After playing through the games and seeing how they treat their characters I feel like there might be a missed opportunity here. The clearly European-influenced Nohr is portrayed as the evil, unrelenting kingdom willing to conquer historically neutral lands and launch horrible sneak attacks on civilians (one crucial scene is clearly meant to evoke the US’s bombing of Hiroshima and Nagasaki). Hoshido is Japan in all but name—their army is made up of samurais and ninjas who talk about duty and honor, and as befits a game made by a Japanese company, they are clearly the good guys on any sort of traditional moral spectrum. And yet the game where you play as Hoshido, the underdog beset on all sides, is the easier game. The difficulty of Conquest is explained in part by the sheer evil of Nohr’s final boss of a king, but it still doesn’t fit the story the games are trying to tell. There are only a few maps in Birthright where I truly feel like my crew is facing insurmountable odds—a cut scene will set up an ambush from a massive Nohrian force, but I’ll be able to make it out fairly easily without any casualties. It probably should be reversed—the harder game should be the one where Hoshido fights against Nohr, and the easier one is where you basically take the devil’s deal and fight alongside the villains. It’s not that big of a deal from a story perspective—as I said, your character is almost always trying to find a way to unite the two families, and only (consistently and regularly) turns to battle when your brothers and sisters on both sides are too obstinate to make peace. It would heighten the drama, though, and better reflect the real world nature of military conflicts if Hoshido’s war was the more dangerous one.

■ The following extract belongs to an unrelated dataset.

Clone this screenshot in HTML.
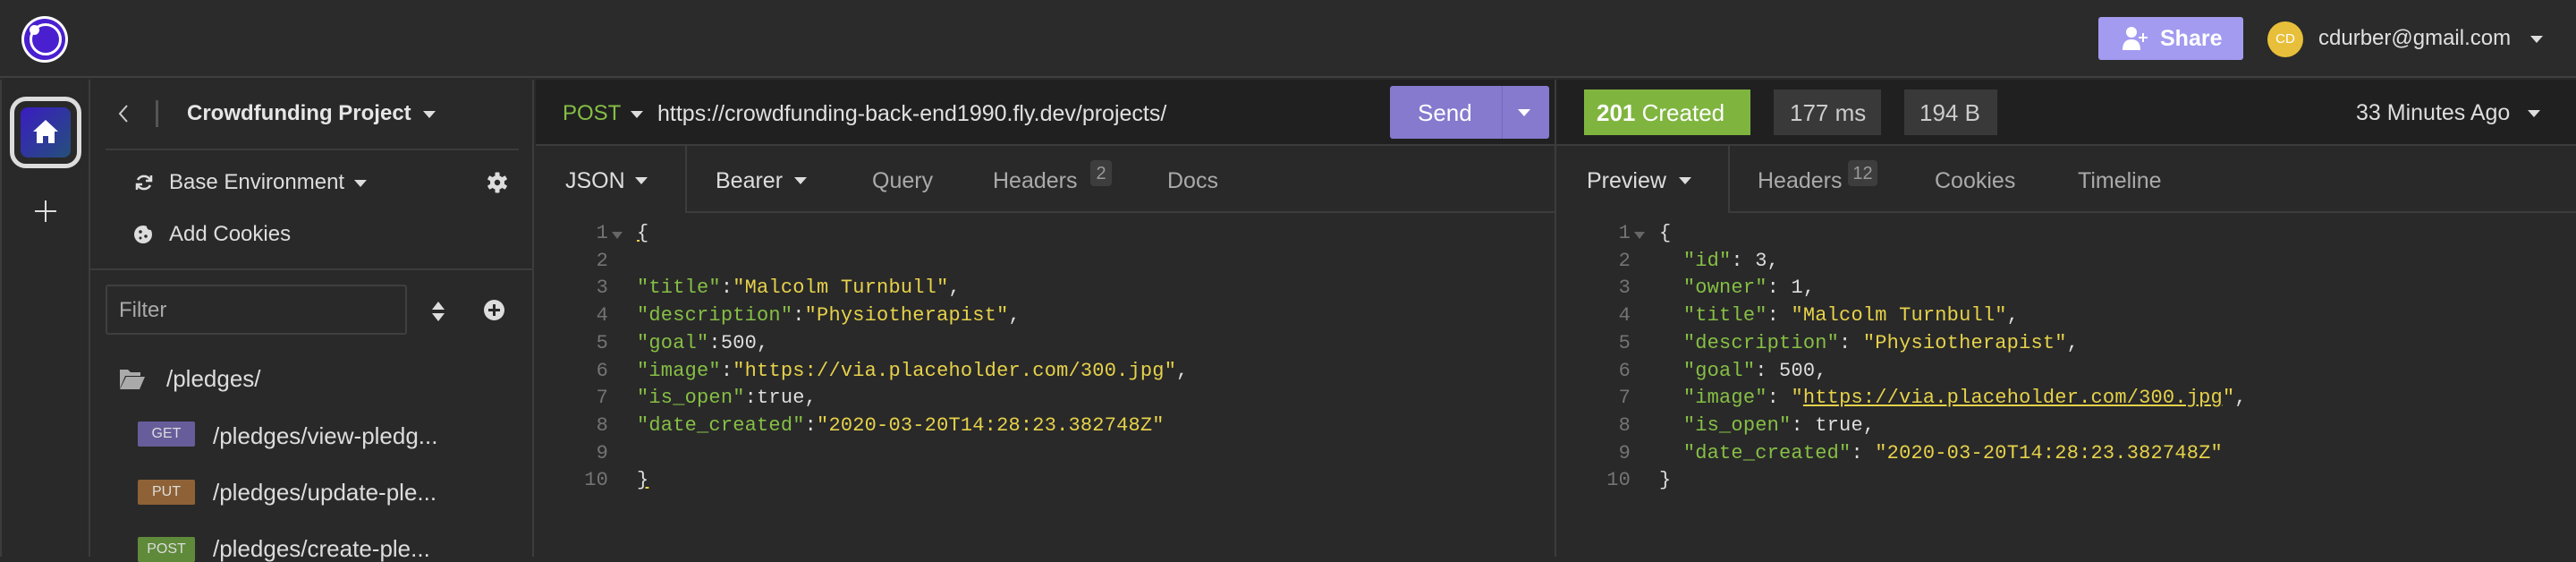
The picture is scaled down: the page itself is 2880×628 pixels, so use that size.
<!DOCTYPE html>
<html><head><meta charset="utf-8"><style>
*{margin:0;padding:0;box-sizing:border-box}
body{width:2880px;height:622px;background:#292929;font-family:"Liberation Sans",sans-serif;color:#ddd;position:relative;overflow:hidden}
.a{position:absolute;white-space:nowrap}
.t{font-size:24px;line-height:30px}
.tri{position:absolute;width:0;height:0;border-left:7px solid transparent;border-right:7px solid transparent;border-top:8px solid #ddd}
.mono{font-family:"Liberation Mono",monospace;font-size:22px;letter-spacing:0.2px;line-height:30.7px}
.ln{color:#747474;text-align:right;width:40px}
.k{color:#86bf45}.s{color:#e6d24a}.p{color:#ddd}
.hl{position:absolute;background:#3c3c3c}
.badge{position:absolute;background:#3d3d3d;border-radius:4px;color:#999;font-size:20px;text-align:center;line-height:30px}
</style></head><body>
<!-- top bar -->
<div class="a" style="left:0;top:0;width:2880px;height:87px;background:#2b2b2b;border-bottom:2px solid #3f3f3f"></div>
<div class="a" style="left:24px;top:18px;width:52px;height:52px;border-radius:50%;background:#fff"></div>
<div class="a" style="left:27px;top:21px;width:46px;height:46px;border-radius:50%;background:#4a1fd0"></div>
<div class="a" style="left:33px;top:26px;width:36px;height:36px;border-radius:50%;border:3px solid #fff"></div>
<div class="a" style="left:33px;top:28px;width:11px;height:11px;border-radius:50%;background:#fff"></div>
<div class="a" style="left:2346px;top:19px;width:162px;height:48px;background:#a39bf0;border-radius:3px"></div>
<svg class="a" style="left:2373px;top:29px" width="30" height="28" viewBox="0 0 30 28"><circle cx="10" cy="7" r="6" fill="#fff"/><path d="M0 27 Q0 15 10 15 Q20 15 20 27Z" fill="#fff"/><path d="M23 8v10M18 13h10" stroke="#fff" stroke-width="2"/></svg>
<div class="a t" style="left:2415px;top:28px;color:#fff;font-weight:bold;font-size:25px">Share</div>
<div class="a" style="left:2535px;top:24px;width:40px;height:40px;border-radius:50%;background:#e8bf3a;color:#fff;font-size:15px;line-height:40px;text-align:center">CD</div>
<div class="a t" style="left:2592px;top:28px;color:#e0e0e0;font-size:24px">cdurber@gmail.com</div>
<div class="tri" style="left:2829px;top:40px"></div>

<!-- left rail -->
<div class="a" style="left:0;top:89px;width:101px;height:533px;border-right:2px solid #3c3c3c;border-left:2px solid #3c3c3c"></div>
<div class="a" style="left:11px;top:108px;width:80px;height:80px;border-radius:18px;border:5px solid #dcdcdc"></div>
<div class="a" style="left:23px;top:120px;width:56px;height:56px;border-radius:8px;background:linear-gradient(135deg,#3a1cc2,#25507a)"></div>
<svg class="a" style="left:36px;top:133px" width="30" height="28" viewBox="0 0 30 28"><path d="M15 1 L29 14 H25 V27 H18 V19 H12 V27 H5 V14 H1Z" fill="#fff"/></svg>
<div class="a" style="left:39px;top:235px;width:24px;height:2px;background:#ddd"></div>
<div class="a" style="left:50px;top:224px;width:2px;height:24px;background:#ddd"></div>

<!-- sidebar -->
<div class="a" style="left:101px;top:89px;width:496px;height:533px;border-right:2px solid #3c3c3c"></div>
<svg class="a" style="left:132px;top:116px" width="12" height="22" viewBox="0 0 12 22"><path d="M10 2 L2 11 L10 20" stroke="#ccc" stroke-width="2" fill="none"/></svg>
<div class="a" style="left:174px;top:112px;width:3px;height:30px;background:#555"></div>
<div class="a t" style="left:209px;top:112px;font-weight:bold;color:#e6e6e6">Crowdfunding Project</div>
<div class="tri" style="left:473px;top:124px"></div>
<div class="hl" style="left:118px;top:166px;width:462px;height:2px"></div>
<svg class="a" style="left:150px;top:193px" width="22" height="22" viewBox="0 0 22 22"><path d="M18 8 A8 8 0 0 0 4 8 M4 14 A8 8 0 0 0 18 14" stroke="#ddd" stroke-width="2.5" fill="none"/><path d="M19 3v6h-6M3 19v-6h6" stroke="#ddd" stroke-width="2.5" fill="none"/></svg>
<div class="a t" style="left:189px;top:189px">Base Environment</div>
<div class="tri" style="left:396px;top:201px"></div>
<svg class="a" style="left:544px;top:191px" width="24" height="26" viewBox="0 0 24 24"><g fill="#ddd"><circle cx="12" cy="12" r="8"/><rect x="9.5" y="0.5" width="5" height="6" rx="1"/><rect x="9.5" y="17.5" width="5" height="6" rx="1"/><rect x="9.5" y="0.5" width="5" height="6" rx="1" transform="rotate(60 12 12)"/><rect x="9.5" y="0.5" width="5" height="6" rx="1" transform="rotate(120 12 12)"/><rect x="9.5" y="0.5" width="5" height="6" rx="1" transform="rotate(240 12 12)"/><rect x="9.5" y="0.5" width="5" height="6" rx="1" transform="rotate(300 12 12)"/></g><circle cx="12" cy="12" r="3.2" fill="#292929"/></svg>
<svg class="a" style="left:149px;top:250px" width="22" height="24" viewBox="0 0 22 24"><circle cx="11" cy="12" r="10" fill="#ddd"/><circle cx="8" cy="9" r="1.8" fill="#292929"/><circle cx="14" cy="14" r="1.8" fill="#292929"/><circle cx="8" cy="16" r="1.5" fill="#292929"/><circle cx="19" cy="3" r="4" fill="#292929"/></svg>
<div class="a t" style="left:189px;top:247px">Add Cookies</div>
<div class="hl" style="left:101px;top:300px;width:496px;height:2px"></div>
<div class="a" style="left:118px;top:318px;width:337px;height:56px;border:2px solid #3f3f3f;border-radius:3px"></div>
<div class="a t" style="left:133px;top:332px;color:#aaa">Filter</div>
<svg class="a" style="left:482px;top:336px" width="16" height="24" viewBox="0 0 16 24"><path d="M8 1 L15 10 H1Z M8 23 L15 14 H1Z" fill="#ddd"/></svg>
<div class="a" style="left:541px;top:335px;width:23px;height:23px;border-radius:50%;background:#ddd"></div>
<div class="a" style="left:546px;top:345px;width:13px;height:3px;background:#292929"></div>
<div class="a" style="left:551px;top:340px;width:3px;height:13px;background:#292929"></div>
<svg class="a" style="left:133px;top:410px" width="30" height="26" viewBox="0 0 30 26"><path d="M1 3 H10 L13 6 H24 V10 H7 L1 24Z" fill="#aaa"/><path d="M8 11 H29 L23 25 H1Z" fill="#aaa"/></svg>
<div class="a t" style="left:186px;top:408px;font-size:26px">/pledges/</div>
<div class="a" style="left:154px;top:471px;width:64px;height:28px;background:#675d9a;border-radius:2px;color:#ddd;font-size:16px;line-height:28px;text-align:center">GET</div>
<div class="a t" style="left:238px;top:472px;font-size:26px">/pledges/view-pledg...</div>
<div class="a" style="left:154px;top:536px;width:64px;height:28px;background:#8e6236;border-radius:2px;color:#ddd;font-size:16px;line-height:28px;text-align:center">PUT</div>
<div class="a t" style="left:238px;top:535px;font-size:26px">/pledges/update-ple...</div>
<div class="a" style="left:154px;top:600px;width:64px;height:28px;background:#5f8a3a;border-radius:2px;color:#ddd;font-size:16px;line-height:28px;text-align:center">POST</div>
<div class="a t" style="left:238px;top:598px;font-size:26px">/pledges/create-ple...</div>

<!-- request pane -->
<div class="a" style="left:599px;top:89px;width:1139px;height:74px;background:#202020;border-bottom:2px solid #3c3c3c"></div>
<div class="a t" style="left:629px;top:112px;color:#86bf45">POST</div>
<div class="tri" style="left:705px;top:124px"></div>
<div class="a t" style="left:735px;top:112px;color:#e0e0e0;font-size:25px">https://crowdfunding-back-end1990.fly.dev/projects/</div>
<div class="a" style="left:1554px;top:96px;width:178px;height:59px;background:#857ace;border-radius:3px"></div>
<div class="a" style="left:1679px;top:96px;width:1px;height:59px;background:#7568b8"></div>
<div class="a t" style="left:1585px;top:111px;color:#fff;font-size:26px">Send</div>
<div class="tri" style="left:1697px;top:122px;border-top-color:#fff"></div>
<div class="hl" style="left:766px;top:163px;width:2px;height:75px"></div>
<div class="hl" style="left:766px;top:236px;width:972px;height:2px"></div>
<div class="a t" style="left:632px;top:187px;font-size:25px">JSON</div>
<div class="tri" style="left:710px;top:198px"></div>
<div class="a t" style="left:800px;top:187px;font-size:25px">Bearer</div>
<div class="tri" style="left:888px;top:198px"></div>
<div class="a t" style="left:975px;top:187px;font-size:25px;color:#aaa">Query</div>
<div class="a t" style="left:1110px;top:187px;font-size:25px;color:#aaa">Headers</div>
<div class="badge" style="left:1219px;top:179px;width:24px;height:29px">2</div>
<div class="a t" style="left:1305px;top:187px;font-size:25px;color:#aaa">Docs</div>

<div class="a mono ln" style="left:640px;top:246px">1<br>2<br>3<br>4<br>5<br>6<br>7<br>8<br>9<br>10</div>
<div class="tri" style="left:684px;top:259px;border-top-color:#666;border-left-width:6px;border-right-width:6px"></div>
<div class="a mono" style="left:712px;top:246px"><span class="p" style="text-decoration:underline;text-decoration-color:#e6d24a">{</span><br><br><span class="k">"title"</span><span class="p">:</span><span class="s">"Malcolm Turnbull"</span><span class="p">,</span><br><span class="k">"description"</span><span class="p">:</span><span class="s">"Physiotherapist"</span><span class="p">,</span><br><span class="k">"goal"</span><span class="p">:500,</span><br><span class="k">"image"</span><span class="p">:</span><span class="s">"https://via.placeholder.com/300.jpg"</span><span class="p">,</span><br><span class="k">"is_open"</span><span class="p">:true,</span><br><span class="k">"date_created"</span><span class="p">:</span><span class="s">"2020-03-20T14:28:23.382748Z"</span><br><br><span class="p" style="text-decoration:underline;text-decoration-color:#e6d24a">}</span></div>

<!-- response pane -->
<div class="a" style="left:1738px;top:89px;width:2px;height:533px;background:#3c3c3c"></div>
<div class="a" style="left:1740px;top:89px;width:1140px;height:74px;background:#202020;border-bottom:2px solid #3c3c3c"></div>
<div class="a" style="left:1771px;top:100px;width:186px;height:51px;background:#7fb53f"></div>
<div class="a t" style="left:1785px;top:111px;color:#fff;font-size:26px"><b>201</b> Created</div>
<div class="a" style="left:1983px;top:100px;width:120px;height:51px;background:#393939"></div>
<div class="a t" style="left:2001px;top:111px;font-size:26px;color:#ccc">177 ms</div>
<div class="a" style="left:2129px;top:100px;width:104px;height:51px;background:#393939"></div>
<div class="a t" style="left:2146px;top:111px;font-size:26px;color:#ccc">194 B</div>
<div class="a t" style="left:2634px;top:111px;font-size:25px;color:#ddd">33 Minutes Ago</div>
<div class="tri" style="left:2826px;top:123px"></div>
<div class="hl" style="left:1932px;top:163px;width:2px;height:75px"></div>
<div class="hl" style="left:1932px;top:236px;width:948px;height:2px"></div>
<div class="a t" style="left:1774px;top:187px;font-size:25px">Preview</div>
<div class="tri" style="left:1877px;top:198px"></div>
<div class="a t" style="left:1965px;top:187px;font-size:25px;color:#aaa">Headers</div>
<div class="badge" style="left:2066px;top:179px;width:33px;height:29px">12</div>
<div class="a t" style="left:2163px;top:187px;font-size:25px;color:#aaa">Cookies</div>
<div class="a t" style="left:2323px;top:187px;font-size:25px;color:#aaa">Timeline</div>

<div class="a mono ln" style="left:1783px;top:246px">1<br>2<br>3<br>4<br>5<br>6<br>7<br>8<br>9<br>10</div>
<div class="tri" style="left:1827px;top:259px;border-top-color:#666;border-left-width:6px;border-right-width:6px"></div>
<div class="a mono p" style="left:1855px;top:246px;white-space:pre">{<br>  <span class="k">"id"</span>: 3,<br>  <span class="k">"owner"</span>: 1,<br>  <span class="k">"title"</span>: <span class="s">"Malcolm Turnbull"</span>,<br>  <span class="k">"description"</span>: <span class="s">"Physiotherapist"</span>,<br>  <span class="k">"goal"</span>: 500,<br>  <span class="k">"image"</span>: <span class="s">"<u>https://via.placeholder.com/300.jpg</u>"</span>,<br>  <span class="k">"is_open"</span>: true,<br>  <span class="k">"date_created"</span>: <span class="s">"2020-03-20T14:28:23.382748Z"</span><br>}</div>
</body></html>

By the end any notion of nature versus nurture is long forgotten. Tragedy falls on both sides of this war no matter what you or your hero do. Friends and family die or permanently retreat with regularity. Fire Emblem is both an adorable game about cute anime kids becoming friends and lovers, and also one of the cruelest and most unforgiving virtual death marches you’ll ever play. Don’t hold all that death against Fates: it’s the game’s birthright.